### REQUIRED WORK
Give the data below again exactly as written, without its pictures.

--- start SOURCE EXCERPT ---

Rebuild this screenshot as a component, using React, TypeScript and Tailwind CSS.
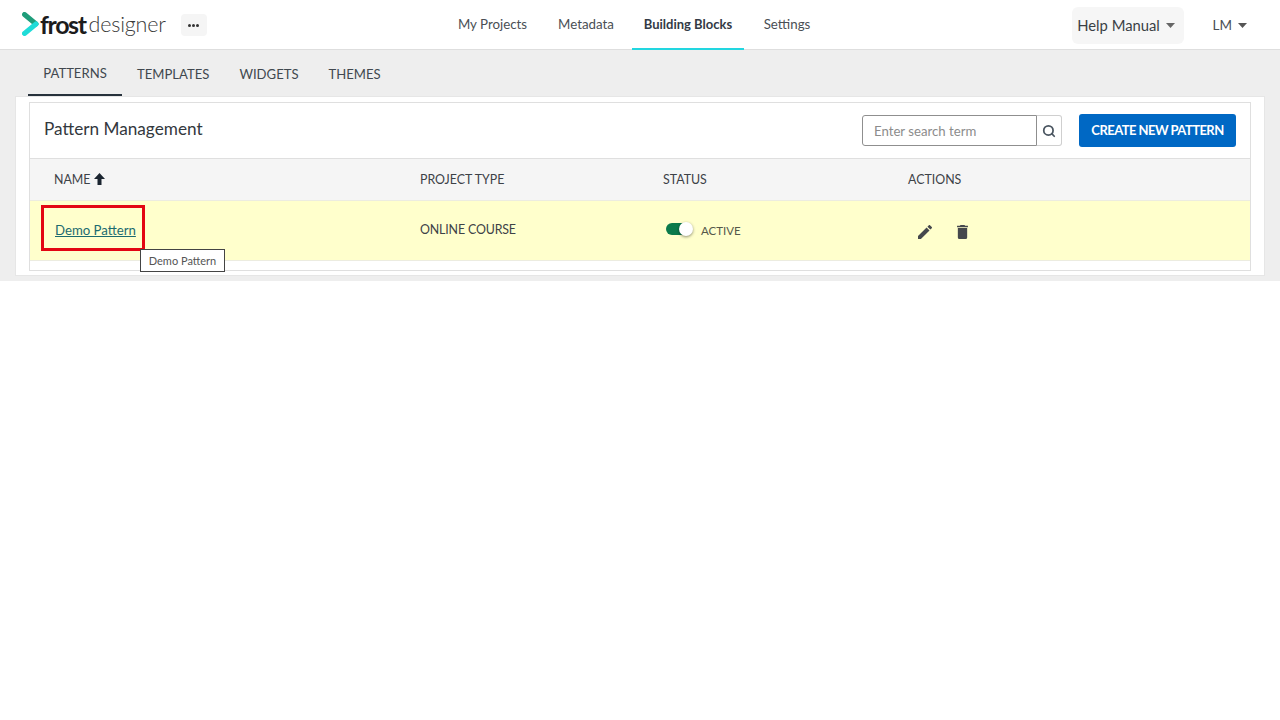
import { Search } from "lucide-react"

const tabs = ["PATTERNS", "TEMPLATES", "WIDGETS", "THEMES"]

const Caret = ({ color }: { color: string }) => (
  <svg width="9" height="5" viewBox="0 0 9 5" className="ml-[6px]">
    <path d="M0 0h9L4.5 5z" fill={color} />
  </svg>
)

const Header = () => (
  <header className="flex h-[50px] items-stretch border-b border-[#dedede] bg-white">
    {/* Logo */}
    <div className="flex w-[446px] items-center pl-[22px]">
      <svg width="17" height="24" viewBox="0 0 17 24" className="mt-[-2px]">
        <path d="M2.5 2.5 L14 12" stroke="#1f9d7a" strokeWidth="5" strokeLinecap="round" fill="none" />
        <path d="M14 12 L2.5 21.5" stroke="#1fdcd8" strokeWidth="5" strokeLinecap="round" fill="none" />
      </svg>
      <span className="ml-[1px] text-[25px] leading-none font-bold tracking-[-1.4px] text-[#1c1c1c]">frost</span>
      <span className="ml-[3px] text-[21.5px] leading-none font-light tracking-[-0.2px] text-[#3a3a3a]">designer</span>
      <span className="ml-[15px] flex h-[22px] w-[26px] items-center justify-center rounded-sm bg-[#f5f5f5]">
        <span className="mt-[2px] flex gap-[1.5px]">
          <i className="h-[2.5px] w-[2.5px] rounded-full bg-[#333]" />
          <i className="h-[2.5px] w-[2.5px] rounded-full bg-[#333]" />
          <i className="h-[2.5px] w-[2.5px] rounded-full bg-[#333]" />
        </span>
      </span>
    </div>
    {/* Main nav */}
    <nav className="flex items-stretch gap-[7px] text-[13.3px] text-[#4a4f55]">
      <a className="flex w-[93px] items-center justify-center">My Projects</a>
      <a className="flex w-[80px] items-center justify-center">Metadata</a>
      <a className="mb-[-1px] ml-[-1px] flex w-[112px] items-center justify-center border-b-2 border-[#22d6e0] pt-[1px] text-[13px] font-bold text-[#333a45]">
        Building Blocks
      </a>
      <a className="ml-[1px] flex w-[70px] items-center justify-center">Settings</a>
    </nav>
    <div className="ml-auto flex items-center pr-[33px]">
      <button className="mt-[1px] flex h-[37px] w-[112px] items-center justify-center rounded-md bg-[#f6f6f6] pt-[1px] pr-[3px] text-[14.8px] text-[#3a3f45]">
        Help Manual
        <Caret color="#666" />
      </button>
      <button className="ml-[29px] flex items-center pt-[1px] text-[13.5px] text-[#4a4f55]">
        LM
        <Caret color="#555" />
      </button>
    </div>
  </header>
)

const App = () => {
  return (
    <div className="min-h-[720px] bg-white font-['Lato',sans-serif]">
      <Header />
      <div className="h-[231px] bg-[#eeeeee] px-[15px]">
        {/* Tabs */}
        <div className="flex h-[46px] pl-[13px] text-[13.1px] text-[#41484f]">
          {tabs.map((t, i) => (
            <a
              key={t}
              className={
                i === 0
                  ? "flex w-[94px] items-center justify-center border-b-2 border-[#27323c] pt-[4px]"
                  : "flex items-center px-[15px] pt-[4px]"
              }
            >
              {t}
            </a>
          ))}
        </div>
        {/* Card */}
        <div className="h-[180px] border border-[#e6e6e6] bg-white px-[13px] pt-[5px]">
          <div className="relative h-[169px] border border-[#dfdfdf]">
            <div className="flex h-[56px] items-center border-b border-[#dfdfdf] px-[14px]">
              <h1 className="mt-[-3px] text-[17.2px] font-normal text-[#33383d]">Pattern Management</h1>
              <div className="mr-[17px] ml-auto flex h-[31px] w-[200px]">
                <input
                  readOnly
                  placeholder="Enter search term"
                  className="h-full w-[175px] rounded-l-[3px] border border-[#8f8f8f] bg-white px-[11px] text-[13.2px] outline-none placeholder:text-[#8c8c8c]"
                />
                <span className="flex h-full w-[25px] items-center justify-center rounded-r-[3px] border border-l-0 border-[#cfcfcf] bg-white">
                  <Search size={14} strokeWidth={3} color="#4a5560" />
                </span>
              </div>
              <button className="h-[33px] w-[157px] rounded-[3px] bg-[#0068c4] text-[13px] font-bold tracking-[-0.55px] text-white">
                CREATE NEW PATTERN
              </button>
            </div>
            {/* Table */}
            <div className="flex h-[41px] items-center bg-[#f5f5f5] pt-[1px] text-[12.4px] text-[#3d4247]">
              <div className="flex w-[390px] items-center pl-[24px]">
                NAME
                <svg width="11" height="12" viewBox="0 0 11 12" className="mt-[-1px] ml-[3px]">
                  <path d="M5.5 0 11 6H7.5v6h-4V6H0z" fill="#1b2530" />
                </svg>
              </div>
              <div className="w-[243px]">PROJECT TYPE</div>
              <div className="w-[245px]">STATUS</div>
              <div>ACTIONS</div>
            </div>
            <div className="flex h-[61px] items-center border-y border-[#ecece0] bg-[#ffffcc] text-[12.4px] text-[#3d4247]">
              <div className="w-[390px] pl-[25px]">
                <a className="text-[13.2px] text-[#1c6b70] underline">Demo Pattern</a>
              </div>
              <div className="w-[243px] tracking-[-0.15px]">ONLINE COURSE</div>
              <div className="flex w-[245px] items-center pl-[3px]">
                <span className="relative mt-[-3px] h-[12px] w-[26px] rounded-full bg-[#0b7a4b]">
                  <span className="absolute top-[-1px] right-[-1px] h-[14px] w-[14px] rounded-full bg-white shadow-[0_1px_3px_rgba(0,0,0,0.45)]" />
                </span>
                <span className="mt-[1px] ml-[9px] text-[11.5px] text-[#55584a]">ACTIVE</span>
              </div>
              <div className="flex items-center pt-[3px] pl-[10px]">
                <svg width="14" height="14" viewBox="3 3 18 18" fill="#45484c">
                  <path d="M3 17.25V21h3.75L17.81 9.94l-3.75-3.75L3 17.25zM20.71 7.04a1 1 0 0 0 0-1.41l-2.34-2.34a1 1 0 0 0-1.41 0l-1.83 1.83 3.75 3.75 1.83-1.83z" />
                </svg>
                <svg width="11" height="14" viewBox="5 3 14 18" fill="#45484c" className="ml-[25px]">
                  <path d="M6 19a2 2 0 0 0 2 2h8a2 2 0 0 0 2-2V7H6v12zM19 4h-3.5l-1-1h-5l-1 1H5v2h14V4z" />
                </svg>
              </div>
            </div>
            {/* Highlight box and tooltip over the row */}
            <div className="absolute top-[102px] left-[11px] h-[46px] w-[104px] border-[3px] border-[#e30613]" />
            <div className="absolute top-[146px] left-[110px] flex h-[23px] w-[85px] items-center justify-center border border-[#444] bg-white pt-[2px] text-[11px] text-[#555]">
              Demo Pattern
            </div>
          </div>
        </div>
      </div>
    </div>
  )
}

export default App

--- end SOURCE EXCERPT ---

### SOLUTION TO THE PROBLEM
Rebuild this screenshot as a component, using React, TypeScript and Tailwind CSS.
import { Search } from "lucide-react"

const tabs = ["PATTERNS", "TEMPLATES", "WIDGETS", "THEMES"]

const Caret = ({ color }: { color: string }) => (
  <svg width="9" height="5" viewBox="0 0 9 5" className="ml-[6px]">
    <path d="M0 0h9L4.5 5z" fill={color} />
  </svg>
)

const Header = () => (
  <header className="flex h-[50px] items-stretch border-b border-[#dedede] bg-white">
    {/* Logo */}
    <div className="flex w-[446px] items-center pl-[22px]">
      <svg width="17" height="24" viewBox="0 0 17 24" className="mt-[-2px]">
        <path d="M2.5 2.5 L14 12" stroke="#1f9d7a" strokeWidth="5" strokeLinecap="round" fill="none" />
        <path d="M14 12 L2.5 21.5" stroke="#1fdcd8" strokeWidth="5" strokeLinecap="round" fill="none" />
      </svg>
      <span className="ml-[1px] text-[25px] leading-none font-bold tracking-[-1.4px] text-[#1c1c1c]">frost</span>
      <span className="ml-[3px] text-[21.5px] leading-none font-light tracking-[-0.2px] text-[#3a3a3a]">designer</span>
      <span className="ml-[15px] flex h-[22px] w-[26px] items-center justify-center rounded-sm bg-[#f5f5f5]">
        <span className="mt-[2px] flex gap-[1.5px]">
          <i className="h-[2.5px] w-[2.5px] rounded-full bg-[#333]" />
          <i className="h-[2.5px] w-[2.5px] rounded-full bg-[#333]" />
          <i className="h-[2.5px] w-[2.5px] rounded-full bg-[#333]" />
        </span>
      </span>
    </div>
    {/* Main nav */}
    <nav className="flex items-stretch gap-[7px] text-[13.3px] text-[#4a4f55]">
      <a className="flex w-[93px] items-center justify-center">My Projects</a>
      <a className="flex w-[80px] items-center justify-center">Metadata</a>
      <a className="mb-[-1px] ml-[-1px] flex w-[112px] items-center justify-center border-b-2 border-[#22d6e0] pt-[1px] text-[13px] font-bold text-[#333a45]">
        Building Blocks
      </a>
      <a className="ml-[1px] flex w-[70px] items-center justify-center">Settings</a>
    </nav>
    <div className="ml-auto flex items-center pr-[33px]">
      <button className="mt-[1px] flex h-[37px] w-[112px] items-center justify-center rounded-md bg-[#f6f6f6] pt-[1px] pr-[3px] text-[14.8px] text-[#3a3f45]">
        Help Manual
        <Caret color="#666" />
      </button>
      <button className="ml-[29px] flex items-center pt-[1px] text-[13.5px] text-[#4a4f55]">
        LM
        <Caret color="#555" />
      </button>
    </div>
  </header>
)

const App = () => {
  return (
    <div className="min-h-[720px] bg-white font-['Lato',sans-serif]">
      <Header />
      <div className="h-[231px] bg-[#eeeeee] px-[15px]">
        {/* Tabs */}
        <div className="flex h-[46px] pl-[13px] text-[13.1px] text-[#41484f]">
          {tabs.map((t, i) => (
            <a
              key={t}
              className={
                i === 0
                  ? "flex w-[94px] items-center justify-center border-b-2 border-[#27323c] pt-[4px]"
                  : "flex items-center px-[15px] pt-[4px]"
              }
            >
              {t}
            </a>
          ))}
        </div>
        {/* Card */}
        <div className="h-[180px] border border-[#e6e6e6] bg-white px-[13px] pt-[5px]">
          <div className="relative h-[169px] border border-[#dfdfdf]">
            <div className="flex h-[56px] items-center border-b border-[#dfdfdf] px-[14px]">
              <h1 className="mt-[-3px] text-[17.2px] font-normal text-[#33383d]">Pattern Management</h1>
              <div className="mr-[17px] ml-auto flex h-[31px] w-[200px]">
                <input
                  readOnly
                  placeholder="Enter search term"
                  className="h-full w-[175px] rounded-l-[3px] border border-[#8f8f8f] bg-white px-[11px] text-[13.2px] outline-none placeholder:text-[#8c8c8c]"
                />
                <span className="flex h-full w-[25px] items-center justify-center rounded-r-[3px] border border-l-0 border-[#cfcfcf] bg-white">
                  <Search size={14} strokeWidth={3} color="#4a5560" />
                </span>
              </div>
              <button className="h-[33px] w-[157px] rounded-[3px] bg-[#0068c4] text-[13px] font-bold tracking-[-0.55px] text-white">
                CREATE NEW PATTERN
              </button>
            </div>
            {/* Table */}
            <div className="flex h-[41px] items-center bg-[#f5f5f5] pt-[1px] text-[12.4px] text-[#3d4247]">
              <div className="flex w-[390px] items-center pl-[24px]">
                NAME
                <svg width="11" height="12" viewBox="0 0 11 12" className="mt-[-1px] ml-[3px]">
                  <path d="M5.5 0 11 6H7.5v6h-4V6H0z" fill="#1b2530" />
                </svg>
              </div>
              <div className="w-[243px]">PROJECT TYPE</div>
              <div className="w-[245px]">STATUS</div>
              <div>ACTIONS</div>
            </div>
            <div className="flex h-[61px] items-center border-y border-[#ecece0] bg-[#ffffcc] text-[12.4px] text-[#3d4247]">
              <div className="w-[390px] pl-[25px]">
                <a className="text-[13.2px] text-[#1c6b70] underline">Demo Pattern</a>
              </div>
              <div className="w-[243px] tracking-[-0.15px]">ONLINE COURSE</div>
              <div className="flex w-[245px] items-center pl-[3px]">
                <span className="relative mt-[-3px] h-[12px] w-[26px] rounded-full bg-[#0b7a4b]">
                  <span className="absolute top-[-1px] right-[-1px] h-[14px] w-[14px] rounded-full bg-white shadow-[0_1px_3px_rgba(0,0,0,0.45)]" />
                </span>
                <span className="mt-[1px] ml-[9px] text-[11.5px] text-[#55584a]">ACTIVE</span>
              </div>
              <div className="flex items-center pt-[3px] pl-[10px]">
                <svg width="14" height="14" viewBox="3 3 18 18" fill="#45484c">
                  <path d="M3 17.25V21h3.75L17.81 9.94l-3.75-3.75L3 17.25zM20.71 7.04a1 1 0 0 0 0-1.41l-2.34-2.34a1 1 0 0 0-1.41 0l-1.83 1.83 3.75 3.75 1.83-1.83z" />
                </svg>
                <svg width="11" height="14" viewBox="5 3 14 18" fill="#45484c" className="ml-[25px]">
                  <path d="M6 19a2 2 0 0 0 2 2h8a2 2 0 0 0 2-2V7H6v12zM19 4h-3.5l-1-1h-5l-1 1H5v2h14V4z" />
                </svg>
              </div>
            </div>
            {/* Highlight box and tooltip over the row */}
            <div className="absolute top-[102px] left-[11px] h-[46px] w-[104px] border-[3px] border-[#e30613]" />
            <div className="absolute top-[146px] left-[110px] flex h-[23px] w-[85px] items-center justify-center border border-[#444] bg-white pt-[2px] text-[11px] text-[#555]">
              Demo Pattern
            </div>
          </div>
        </div>
      </div>
    </div>
  )
}

export default App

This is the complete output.